Related to this is the gross investment of energy and focus on internal integration, which produces an “inward turning,” an internal preoccupation with reconciling organizational structures, differing business cultures, operations, infrastructures and systems, etc. This detracts and distracts from listening to the market, from dialogue with clients, with outreach. A by-product of this mode of growth is the much lamented but ubiquitous business silo, the creation of mutually exclusive, insulated fiefdoms.
This isn’t pure atavism. We deal with complexity by breaking it down into its simpler constituent components, solving problems in manageable packages (silos are, among other things, manageable packages). But segregation and insulation can rupture into internecine competition. The corporation becomes a house of brands divided. And it is not only a matter of internal division, but of over-extension. Supply chains and sourcing are literally longer, more complex, involve more intermediaries to the point where “reach exceeds grasp,” the limbs of the organism are hyperextended. This has produced, among other things, embarrassing corporate episodes where, for example, mainstream apparel retailers are—knowingly or not—sourcing slave labor.
Finally, there is the matter of what Olins calls the changing “Zeitgeist,” the “Spirit of the Age.” Olins claims this is the most profound of challenges to the 21st-century corporation.
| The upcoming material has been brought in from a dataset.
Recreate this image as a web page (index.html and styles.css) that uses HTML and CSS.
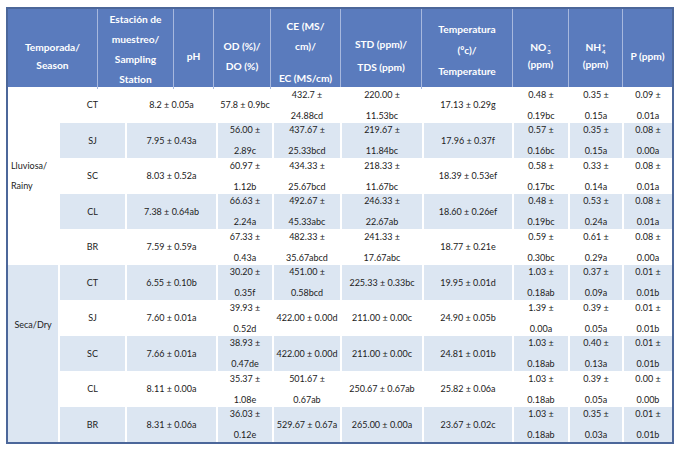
FILE: index.html
```html
<!DOCTYPE html>
<html lang="es">
<head>
<meta charset="utf-8">
<title>Tabla</title>
<link rel="stylesheet" href="styles.css">
</head>
<body>
<div class="table">
  <div class="head">
    <div class="hc lh18"><span>Temporada/</span><span>Season</span></div>
    <div class="hc hc-station"><span>Estación de</span><span>muestreo/</span><span>Sampling</span><span>Station</span></div>
    <div class="hc"><span>pH</span></div>
    <div class="hc"><span>OD (%)/</span><span>DO (%)</span></div>
    <div class="hc hc-ce"><span>CE (MS/</span><span>cm)/</span><span class="gap">EC (MS/cm)</span></div>
    <div class="hc lh23"><span>STD (ppm)/</span><span>TDS (ppm)</span></div>
    <div class="hc hc-temp"><span>Temperatura</span><span>(ºc)/</span><span>Temperature</span></div>
    <div class="hc lh17"><span class="ionline">NO<span class="ion"><span>-</span><span>3</span></span></span><span>(ppm)</span></div>
    <div class="hc lh17"><span class="ionline">NH<span class="ion"><span>+</span><span>4</span></span></span><span>(ppm)</span></div>
    <div class="hc"><span>P (ppm)</span></div>
  </div>
  <div class="body">
    <div class="season rainy"><span>Lluviosa/</span><span>Rainy</span></div>
    <div class="c">CT</div><div class="c">8.2 ± 0.05a</div><div class="c">57.8 ± 0.9bc</div><div class="c"><span>432.7 ±</span><span>24.88cd</span></div><div class="c"><span>220.00 ±</span><span>11.53bc</span></div><div class="c">17.13 ± 0.29g</div><div class="c"><span>0.48 ±</span><span>0.19bc</span></div><div class="c"><span>0.35 ±</span><span>0.15a</span></div><div class="c"><span>0.09 ±</span><span>0.01a</span></div>
    <div class="c b">SJ</div><div class="c b">7.95 ± 0.43a</div><div class="c b"><span>56.00 ±</span><span>2.89c</span></div><div class="c b"><span>437.67 ±</span><span>25.33bcd</span></div><div class="c b"><span>219.67 ±</span><span>11.84bc</span></div><div class="c b">17.96 ± 0.37f</div><div class="c b"><span>0.57 ±</span><span>0.16bc</span></div><div class="c b"><span>0.35 ±</span><span>0.15a</span></div><div class="c b"><span>0.08 ±</span><span>0.00a</span></div>
    <div class="c">SC</div><div class="c">8.03 ± 0.52a</div><div class="c"><span>60.97 ±</span><span>1.12b</span></div><div class="c"><span>434.33 ±</span><span>25.67bcd</span></div><div class="c"><span>218.33 ±</span><span>11.67bc</span></div><div class="c">18.39 ± 0.53ef</div><div class="c"><span>0.58 ±</span><span>0.17bc</span></div><div class="c"><span>0.33 ±</span><span>0.14a</span></div><div class="c"><span>0.08 ±</span><span>0.01a</span></div>
    <div class="c b">CL</div><div class="c b">7.38 ± 0.64ab</div><div class="c b"><span>66.63 ±</span><span>2.24a</span></div><div class="c b"><span>492.67 ±</span><span>45.33abc</span></div><div class="c b"><span>246.33 ±</span><span>22.67ab</span></div><div class="c b">18.60 ± 0.26ef</div><div class="c b"><span>0.48 ±</span><span>0.19bc</span></div><div class="c b"><span>0.53 ±</span><span>0.24a</span></div><div class="c b"><span>0.08 ±</span><span>0.01a</span></div>
    <div class="c">BR</div><div class="c">7.59 ± 0.59a</div><div class="c"><span>67.33 ±</span><span>0.43a</span></div><div class="c"><span>482.33 ±</span><span>35.67abcd</span></div><div class="c"><span>241.33 ±</span><span>17.67abc</span></div><div class="c">18.77 ± 0.21e</div><div class="c"><span>0.59 ±</span><span>0.30bc</span></div><div class="c"><span>0.61 ±</span><span>0.29a</span></div><div class="c"><span>0.08 ±</span><span>0.00a</span></div>

    <div class="season dry b"><span>Seca/Dry</span></div>
    <div class="c b">CT</div><div class="c b">6.55 ± 0.10b</div><div class="c b"><span>30.20 ±</span><span>0.35f</span></div><div class="c b"><span>451.00 ±</span><span>0.58bcd</span></div><div class="c b">225.33 ± 0.33bc</div><div class="c b">19.95 ± 0.01d</div><div class="c b"><span>1.03 ±</span><span>0.18ab</span></div><div class="c b"><span>0.37 ±</span><span>0.09a</span></div><div class="c b"><span>0.01 ±</span><span>0.01b</span></div>
    <div class="c">SJ</div><div class="c">7.60 ± 0.01a</div><div class="c"><span>39.93 ±</span><span>0.52d</span></div><div class="c">422.00 ± 0.00d</div><div class="c">211.00 ± 0.00c</div><div class="c">24.90 ± 0.05b</div><div class="c"><span>1.39 ±</span><span>0.00a</span></div><div class="c"><span>0.39 ±</span><span>0.05a</span></div><div class="c"><span>0.01 ±</span><span>0.01b</span></div>
    <div class="c b">SC</div><div class="c b">7.66 ± 0.01a</div><div class="c b"><span>38.93 ±</span><span>0.47de</span></div><div class="c b">422.00 ± 0.00d</div><div class="c b">211.00 ± 0.00c</div><div class="c b">24.81 ± 0.01b</div><div class="c b"><span>1.03 ±</span><span>0.18ab</span></div><div class="c b"><span>0.40 ±</span><span>0.13a</span></div><div class="c b"><span>0.01 ±</span><span>0.01b</span></div>
    <div class="c">CL</div><div class="c">8.11 ± 0.00a</div><div class="c"><span>35.37 ±</span><span>1.08e</span></div><div class="c"><span>501.67 ±</span><span>0.67ab</span></div><div class="c">250.67 ± 0.67ab</div><div class="c">25.82 ± 0.06a</div><div class="c"><span>1.03 ±</span><span>0.18ab</span></div><div class="c"><span>0.39 ±</span><span>0.05a</span></div><div class="c"><span>0.00 ±</span><span>0.00b</span></div>
    <div class="c b">BR</div><div class="c b">8.31 ± 0.06a</div><div class="c b"><span>36.03 ±</span><span>0.12e</span></div><div class="c b">529.67 ± 0.67a</div><div class="c b">265.00 ± 0.00a</div><div class="c b">23.67 ± 0.02c</div><div class="c b"><span>1.03 ±</span><span>0.18ab</span></div><div class="c b"><span>0.35 ±</span><span>0.03a</span></div><div class="c b"><span>0.01 ±</span><span>0.01b</span></div>
  </div>
</div>
</body>
</html>
```

FILE: styles.css
```css
html, body {
  margin: 0;
  background: #ffffff;
}

body {
  padding: 7px 0 0 6px;
  font-family: Lato, "Liberation Sans", sans-serif;
}

.table {
  width: 668px;
  box-sizing: border-box;
  border: 2px solid #4c679a;
}

.head {
  display: grid;
  grid-template-columns: 89px 76px 40px 57px 70px 81px 91px 56px 54px 50px;
  height: 78px;
  background: #5a7bbd;
  color: #ffffff;
  font-weight: 700;
  font-size: 10.2px;
}

.hc {
  display: flex;
  flex-direction: column;
  justify-content: center;
  align-items: center;
  text-align: center;
  box-sizing: border-box;
  padding-top: 14px;
  line-height: 20px;
  white-space: nowrap;
  border-left: 1px solid #a7b8de;
}

.hc:first-child {
  border-left: 0;
}

.lh18 { line-height: 18px; }
.lh23 { line-height: 23px; }
.lh17 { line-height: 17px; }

.hc-station {
  padding-top: 0;
}

.hc-temp {
  padding-top: 3px;
  line-height: 21px;
}

.hc-ce {
  padding-top: 6px;
}

.hc-ce .gap {
  margin-top: 12px;
}

.ionline {
  height: 17px;
}

.ion {
  display: inline-flex;
  flex-direction: column;
  align-items: center;
  font-size: 6px;
  line-height: 7.5px;
  vertical-align: 4.5px;
  margin-left: 1px;
}

.body {
  display: grid;
  grid-template-columns: 50px 67px 91px 56px 68px 82px 90px 56px 54px 50px;
  grid-template-rows: repeat(10, 35.5px);
  font-size: 9px;
  color: #222222;
}

.c {
  display: flex;
  flex-direction: column;
  justify-content: center;
  align-items: center;
  text-align: center;
  box-sizing: border-box;
  line-height: 21px;
  white-space: nowrap;
  border-left: 2px solid #ffffff;
}

.b {
  background: #dce6f2;
}

.season {
  grid-row: span 5;
  display: flex;
  flex-direction: column;
  justify-content: center;
  box-sizing: border-box;
  line-height: 20px;
  white-space: nowrap;
}

.rainy {
  align-items: flex-start;
  padding-left: 3px;
}

.dry {
  align-items: center;
  padding-bottom: 56px;
}
```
At the center of it is a new public ethic, a new public call for accountability and right conduct on the part of businesses, especially with regard to sustainability, environmental stewardship, responsible sourcing, fair trade, and humane labor practices. “There is intense pressure,” he writes, “on the corporation to have a wider remit.” The problem is that the new vogue of Corporate Social Responsibility (CSR), depending on the depth of commitments thought necessary to make good on it, can be deeply at odds with the traditional, core (capitalist) obligations companies were designed to serve: operational efficiency, revenue growth, expanding profit margins, shareholder value.
As I have written before, and as Olins also points out, corporations are being lured into seeing a requirement to establish compatibility between their philanthropic initiatives and responsibilities and their financial ambitions and obligations. As never before, they have to establish good social credentials with the public. Easier said than done. Attempts have been made to even give a nod to their CSR in corporate branding work. In the egregious example of BP Olins cites, that company’s rebranding under the progressive “Beyond Petroleum” banner, backfired disastrously when business reality and progressive aspirations couldn’t be reconciled. Corners were cut. Accidents happened and they’ve been paying for it—literally and figuratively—ever since.
The new primacy accorded these philanthropic concerns in corporate branding and advertising betrays an unprecedented demand that the corporation behave ethically, that it be more accountable to the public. It is under a new level of scrutiny that is making the CSR function a staple of corporate structure and driving messages about “good (corporate) works,” even more than customer benefits—a branding tight rope walk that should not be done with out nets, if at all.
Olins, who pretty much invented branding as an industry, has not only left us with much to ponder but, as usual—generously—the terms in which to do it.